評価すべき菅政権半年の実績
菅政権が昨年9月の発足以来、半年が経過した。新型コロナウイルス感染症下の政権発足という大きな課題を背負ってのスタートで、首相自身「あっという間の半年」と語っている。菅首相はこの間、コロナ対策以外にも携帯料金値下げや不妊治療の助成拡大という足元の課題やデジタル庁やカーボンニュートラルなど、日本の将来を見据えた中長期的な課題でも成果を上げている。
民放テレビの情報番組で最近「自粛慣れ」という言葉がよく使われている。新型コロナ感染者数が下げ止まりをみせる中で、繁華街の人手が増加していることに対する言葉だ。
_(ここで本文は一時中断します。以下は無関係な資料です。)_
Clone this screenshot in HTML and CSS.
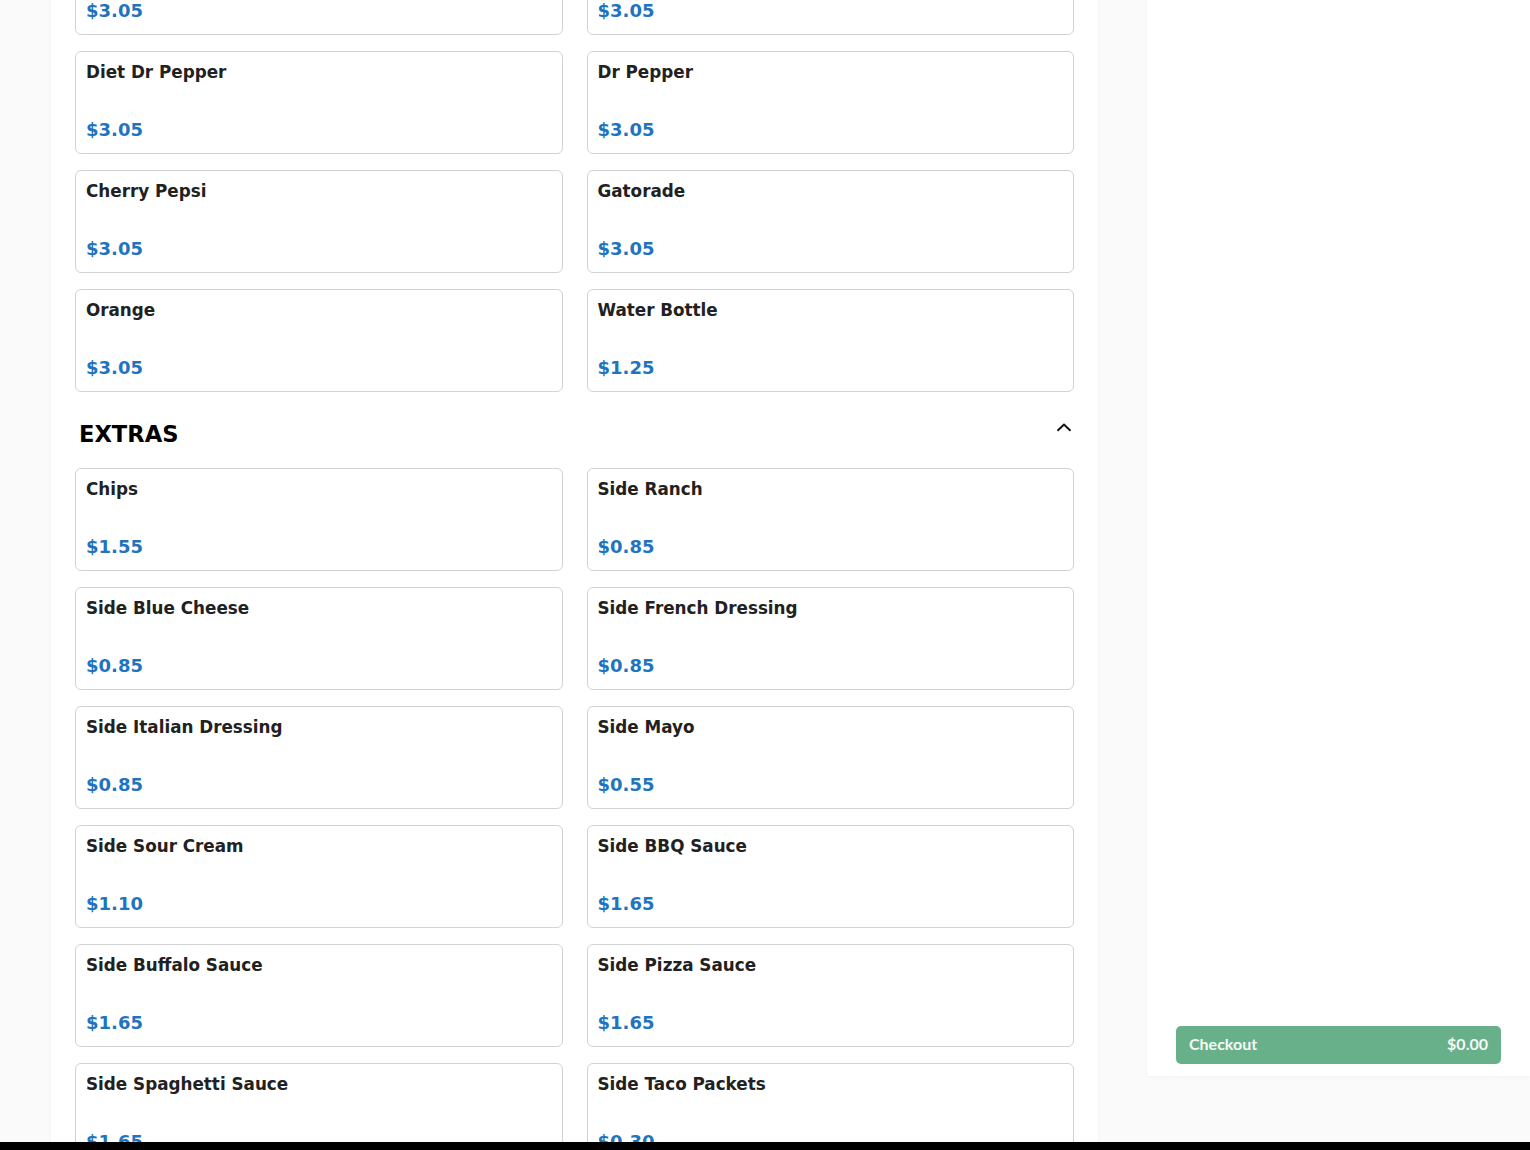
FILE: index.html
```html
<!DOCTYPE html>
<html lang="en">
<head>
<meta charset="utf-8">
<title>Menu</title>
<link rel="stylesheet" href="styles.css">
</head>
<body>
<div class="layout">
  <main class="menu">
    <div class="menu-inner">
      <section class="section">
        <div class="grid">
          <div class="card"><div class="name">Pepsi</div><div class="price">$3.05</div></div>
          <div class="card"><div class="name">Diet Pepsi</div><div class="price">$3.05</div></div>
          <div class="card"><div class="name">Diet Dr Pepper</div><div class="price">$3.05</div></div>
          <div class="card"><div class="name">Dr Pepper</div><div class="price">$3.05</div></div>
          <div class="card"><div class="name">Cherry Pepsi</div><div class="price">$3.05</div></div>
          <div class="card"><div class="name">Gatorade</div><div class="price">$3.05</div></div>
          <div class="card"><div class="name">Orange</div><div class="price">$3.05</div></div>
          <div class="card"><div class="name">Water Bottle</div><div class="price">$1.25</div></div>
        </div>
      </section>
      <section class="section">
        <div class="section-head">
          <h2 class="section-title">EXTRAS</h2>
          <svg class="chevron" width="16" height="9" viewBox="0 0 16 9" aria-hidden="true"><path d="M1.5 7.8 L8 1.6 L14.5 7.8" fill="none" stroke="#111" stroke-width="2"/></svg>
        </div>
        <div class="grid">
          <div class="card"><div class="name">Chips</div><div class="price">$1.55</div></div>
          <div class="card"><div class="name">Side Ranch</div><div class="price">$0.85</div></div>
          <div class="card"><div class="name">Side Blue Cheese</div><div class="price">$0.85</div></div>
          <div class="card"><div class="name">Side French Dressing</div><div class="price">$0.85</div></div>
          <div class="card"><div class="name">Side Italian Dressing</div><div class="price">$0.85</div></div>
          <div class="card"><div class="name">Side Mayo</div><div class="price">$0.55</div></div>
          <div class="card"><div class="name">Side Sour Cream</div><div class="price">$1.10</div></div>
          <div class="card"><div class="name">Side BBQ Sauce</div><div class="price">$1.65</div></div>
          <div class="card"><div class="name">Side Buffalo Sauce</div><div class="price">$1.65</div></div>
          <div class="card"><div class="name">Side Pizza Sauce</div><div class="price">$1.65</div></div>
          <div class="card"><div class="name">Side Spaghetti Sauce</div><div class="price">$1.65</div></div>
          <div class="card"><div class="name">Side Taco Packets</div><div class="price">$0.30</div></div>
        </div>
      </section>
    </div>
  </main>
  <aside class="cart">
    <button class="checkout" type="button"><span>Checkout</span><span>$0.00</span></button>
  </aside>
</div>
<div class="bottom-bar"></div>
</body>
</html>
```
FILE: styles.css
```css
html, body {
  margin: 0;
  padding: 0;
}
body {
  background: #fafafa;
  font-family: "DejaVu Sans", "Liberation Sans", sans-serif;
  height: 1150px;
  overflow: hidden;
}
.layout {
  display: flex;
  align-items: flex-start;
  gap: 49px;
  height: 1150px;
}
.menu {
  margin-left: 51px;
  width: 1047px;
  flex: none;
  height: 1150px;
  overflow: hidden;
  background: #fff;
  box-shadow: 0 0 2px rgba(0,0,0,0.06);
}
.menu-inner {
  margin-top: -68px;
  padding: 0 24px;
}
.grid {
  display: grid;
  grid-template-columns: 1fr 1fr;
  column-gap: 24px;
  row-gap: 16px;
}
.card {
  box-sizing: border-box;
  height: 103px;
  border: 1px solid #d2d2d2;
  border-radius: 6px;
  padding: 10px 10px 12px;
  display: flex;
  flex-direction: column;
  background: #fff;
}
.name {
  font-size: 16.8px;
  font-weight: bold;
  line-height: 20px;
  color: #212121;
}
.price {
  margin-top: auto;
  font-size: 18px;
  font-weight: bold;
  line-height: 22px;
  color: #1f74bf;
}
.section-head {
  display: flex;
  justify-content: space-between;
  align-items: flex-start;
  padding: 29px 2px 20px 4px;
}
.section-title {
  margin: 0;
  font-size: 22.6px;
  line-height: 27px;
  font-weight: bold;
  color: #000;
}
.chevron {
  margin-top: 2px;
  display: block;
}
.cart {
  box-sizing: border-box;
  width: 383px;
  flex: none;
  height: 1076px;
  background: #fff;
  box-shadow: 0 0 3px rgba(0,0,0,0.06);
  display: flex;
  flex-direction: column;
  justify-content: flex-end;
  padding: 0 29px 12px;
}
.checkout {
  display: flex;
  justify-content: space-between;
  align-items: center;
  height: 38px;
  padding: 0 13px 3px;
  border: none;
  border-radius: 5px;
  background: #68b08a;
  color: #f4fbf7;
  font-family: Lato, "Open Sans", sans-serif;
  font-weight: 700;
  font-size: 16px;
  cursor: pointer;
}
.bottom-bar {
  position: fixed;
  left: 0;
  right: 0;
  bottom: 0;
  height: 8px;
  background: #000;
}
```
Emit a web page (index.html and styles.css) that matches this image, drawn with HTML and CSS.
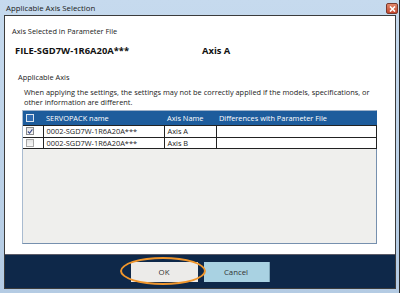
FILE: index.html
```html
<!DOCTYPE html>
<html lang="en">
<head>
    <meta charset="UTF-8">
    <meta name="viewport" content="width=device-width, initial-scale=1.0">
    <title>Applicable Axis Selection</title>
    <link rel="stylesheet" href="styles.css">
</head>
<body>

<div class="window">
    <!-- Title bar -->
    <div class="titlebar">
        <span class="title">Applicable Axis Selection</span>
        <span class="close">
            <svg width="7" height="6" viewBox="0 0 7 6"><path d="M1 0.5 L6 5.5 M6 0.5 L1 5.5" stroke="#fff" stroke-width="1.6"/></svg>
        </span>
    </div>

    <div class="client">
        <div class="content">
            <p class="label">Axis Selected in Parameter File</p>
            <div class="selected">
                <span class="file">FILE-SGD7W-1R6A20A***</span>
                <span class="axis">Axis A</span>
            </div>

            <p class="section">Applicable Axis</p>
            <p class="note">When applying the settings, the settings may not be correctly applied if the models, specifications, or other information are different.</p>

            <!-- Axis list -->
            <div class="grid">
                <table>
                    <tr class="head">
                        <th class="col-check"><span class="box box-head"></span></th>
                        <th class="col-name">SERVOPACK name</th>
                        <th class="col-axis">Axis Name</th>
                        <th class="col-diff">Differences with Parameter File</th>
                    </tr>
                    <tr>
                        <td class="col-check"><span class="box checked"><svg width="7" height="7" viewBox="0 0 7 7"><path d="M1 3.5 L3 5.5 L6.3 1" fill="none" stroke="#3a4a8a" stroke-width="1.3"/></svg></span></td>
                        <td>0002-SGD7W-1R6A20A***</td>
                        <td>Axis A</td>
                        <td></td>
                    </tr>
                    <tr>
                        <td class="col-check"><span class="box"></span></td>
                        <td>0002-SGD7W-1R6A20A***</td>
                        <td>Axis B</td>
                        <td></td>
                    </tr>
                </table>
            </div>
        </div>

        <div class="footer">
            <button class="btn ok">OK</button>
            <button class="btn cancel">Cancel</button>
            <span class="ring"></span>
        </div>
    </div>
</div>

</body>
</html>
```

FILE: styles.css
```css
* {
    box-sizing: border-box;
}

body {
    margin: 0;
    width: 400px;
    height: 293px;
    overflow: hidden;
    font-family: "Open Sans", "DejaVu Sans", sans-serif;
    font-size: 7.4px;
    color: #222;
}

.window {
    display: flex;
    flex-direction: column;
    height: 293px;
    padding: 0 3px 4px 4px;
    background: linear-gradient(#c6daee, #b4cbe3);
    border-right: 1px solid #2b2b2b;
}

.titlebar {
    display: flex;
    align-items: center;
    justify-content: space-between;
    height: 15px;
    padding: 0 0 0 2px;
}

.title {
    font-size: 7.8px;
    color: #1a1a1a;
}

.close {
    display: flex;
    align-items: center;
    justify-content: center;
    width: 12px;
    height: 11px;
    margin-top: 2px;
    margin-right: -2px;
    background: linear-gradient(#e0876b, #c4462c);
    border: 1px solid #7a3a2e;
    border-radius: 2px;
}

.client {
    flex: 1;
    display: flex;
    flex-direction: column;
    background: #fff;
    border: 1px solid #3c3c3c;
}

.content {
    flex: 1;
    padding: 10px 0 0 0;
}

p {
    margin: 0;
}

.label {
    line-height: 10px;
    padding-left: 7px;
}

.selected {
    display: flex;
    margin-top: 9px;
    padding-left: 10px;
    line-height: 12px;
    font-size: 9.4px;
    font-weight: bold;
    color: #111;
}

.file {
    width: 187px;
}

.section {
    margin-top: 15px;
    padding-left: 13px;
    line-height: 10px;
}

.note {
    margin-top: 5px;
    padding-left: 19px;
    padding-right: 16px;
    line-height: 10px;
}

.grid {
    margin: 3px 0 0 17px;
    width: 355px;
    height: 134px;
    background: #efefed;
    border: 1px solid #7690ae;
    border-left-color: #a9bbd0;
    border-top-color: #9fb3ca;
}

table {
    border-collapse: collapse;
    width: 354px;
    table-layout: fixed;
}

th {
    height: 14px;
    background: #1d5c9c;
    color: #fff;
    font-weight: normal;
    text-align: left;
    padding: 0 3px;
}

td {
    height: 12px;
    background: #fff;
    border: 1px solid #222;
    padding: 0 3px;
    white-space: nowrap;
}

tr:last-child td {
    height: 11px;
}

.col-check {
    width: 20px;
    padding: 0 0 0 3px;
    border-left: none;
}

.col-name {
    width: 121px;
}

.col-axis {
    width: 52px;
}

.box {
    display: flex;
    align-items: center;
    justify-content: center;
    width: 8px;
    height: 8px;
    border: 1px solid #a8a8a8;
    background: linear-gradient(#e4e4e4, #f8f8f8);
}

.box-head {
    border-color: #dde6f0;
    background: #2f6bb0;
}

.checked {
    border-color: #8a8a8a;
}

.footer {
    position: relative;
    display: flex;
    align-items: center;
    justify-content: center;
    gap: 6px;
    height: 34px;
    background: #0e2849;
    border-top: 1px solid #5c5c68;
}

.btn {
    height: 20px;
    border: none;
    font-family: "Open Sans", "DejaVu Sans", sans-serif;
    font-size: 7.8px;
    color: #333;
    padding: 0;
}

.ok {
    width: 67px;
    background: #ecebe9;
}

.cancel {
    width: 66px;
    background: #a9d2e2;
    border-right: 1px solid #7fa6b8;
}

/* orange highlight round the OK button */
.ring {
    position: absolute;
    left: 115px;
    top: 2px;
    width: 86px;
    height: 28px;
    border: 2px solid #f0962c;
    border-radius: 50%;
}
```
国民に〝気の緩み〟が出ていることを示しているのだが、感染対策の核心部分は、政府や自治体ではなく国民の行動にあることは間違いない。
欧米各国のようにロックダウンまで実施しても、日本とは比べものにならない状況に陥っていることを考えれば、日本の官民の取り組みはここまで順調に推移していることは確かだ。
もちろん、病床の確保などは政府や自治体の責務であり、病床不足が医療体制の逼迫を招いた一因であることも間違いない。それは今後の医療体制の強化に活かすべきだろう。
こうした新型コロナへの対応が政権の最重要課題であることは間違いないが、それだけが政権の役割ではない。コロナ対策だけに目を奪われれば、日本の将来はたちいかなくなる。そういう意味では、菅政権はこの半年という短い期間で、前述したように携帯料金の値下げや不妊治療など具体的な成果を上げている。
そしてさらに評価されるべきは、デジタル化とカーボンニュートラルだ。新型コロナで行政分野のデジタル化は看過できないほどの遅れがあることが露わになった。これを一気呵成に改革しようというのが9月に発足するデジタル庁だ。
日本では企業のデジタルトランスフォーメーション(DX)の遅れも懸念されており、行政分野と共に産業界でも取り組みを進め、それによって働き方など、日本の社会のあり方も改革しようという方針だ。
また、「2050年カーボンニュートラル」は、政府が牽引役となりさまざまな技術開発を進めることを想定しており、これにより日本の雇用や所得、いわば〝食い扶持〟を作るものだ。
少子高齢化が急速に進み、国際間の競争も激しくなっていく中で、菅政権が打ち出した「2050年カーボンニュートラル」は、日本の今後の成否を握る重要な戦略と言えるだろう。
さらに、外交でも着々と実績を上げている。安倍前政権は「安倍外交」と称されるように安倍氏個人が果たす役割が大きかったが、菅政権では「政権」として取り組くんでいる。中国の影響力が増大する中で、バイデン大統領といち早く会談をすることを決めたほか、それに先立ち日米の外務、防衛閣僚による2プラス2会合を日本で開催したことは、日米同盟の強化という大きな実績を残した。
菅政権の半年は野党やメディアの一方的な批判がある中で、国民にとって大きな成果をももたらしたことは間違いない。